Problem details:
Scan the data that follows and count the lines with the string "index"; answer with the count alone.

Data block:
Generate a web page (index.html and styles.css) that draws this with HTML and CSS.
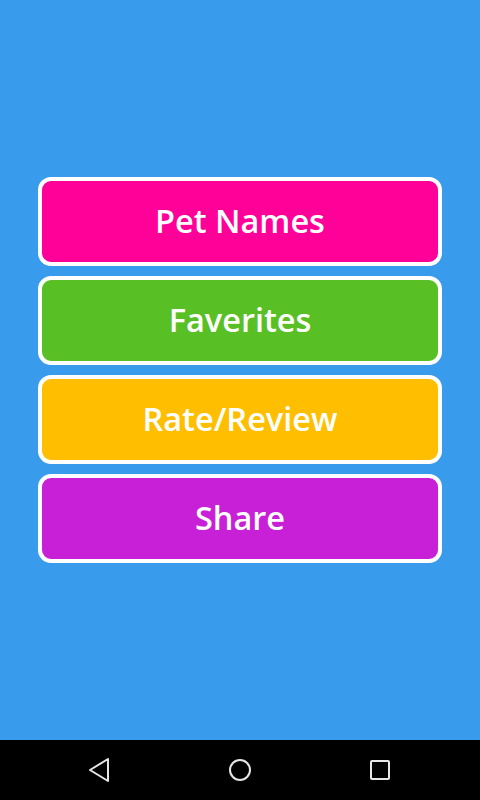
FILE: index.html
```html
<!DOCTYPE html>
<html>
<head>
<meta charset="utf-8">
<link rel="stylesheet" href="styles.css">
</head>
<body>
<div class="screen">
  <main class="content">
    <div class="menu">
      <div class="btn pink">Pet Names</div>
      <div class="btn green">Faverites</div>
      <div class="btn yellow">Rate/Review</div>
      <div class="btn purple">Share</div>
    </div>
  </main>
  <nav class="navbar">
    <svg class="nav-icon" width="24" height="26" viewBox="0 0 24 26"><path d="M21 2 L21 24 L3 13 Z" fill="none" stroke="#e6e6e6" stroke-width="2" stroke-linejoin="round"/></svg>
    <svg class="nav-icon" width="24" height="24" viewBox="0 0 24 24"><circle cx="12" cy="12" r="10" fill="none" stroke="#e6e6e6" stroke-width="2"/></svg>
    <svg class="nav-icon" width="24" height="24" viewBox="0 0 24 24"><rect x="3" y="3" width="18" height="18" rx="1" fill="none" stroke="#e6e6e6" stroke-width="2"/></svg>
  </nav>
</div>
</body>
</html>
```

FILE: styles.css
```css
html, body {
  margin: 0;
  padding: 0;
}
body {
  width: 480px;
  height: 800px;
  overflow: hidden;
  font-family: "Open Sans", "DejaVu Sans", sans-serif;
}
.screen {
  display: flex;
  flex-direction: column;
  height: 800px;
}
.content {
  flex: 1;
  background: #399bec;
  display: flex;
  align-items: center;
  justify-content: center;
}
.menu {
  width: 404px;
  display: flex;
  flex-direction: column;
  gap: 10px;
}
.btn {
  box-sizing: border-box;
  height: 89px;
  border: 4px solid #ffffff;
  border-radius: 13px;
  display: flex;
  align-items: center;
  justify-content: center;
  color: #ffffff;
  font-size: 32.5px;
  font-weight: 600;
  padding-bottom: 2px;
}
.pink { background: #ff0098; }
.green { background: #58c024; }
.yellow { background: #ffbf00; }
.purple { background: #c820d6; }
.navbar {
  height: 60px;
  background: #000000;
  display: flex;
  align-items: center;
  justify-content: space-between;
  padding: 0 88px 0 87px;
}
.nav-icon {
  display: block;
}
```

Answer to the exercise:
2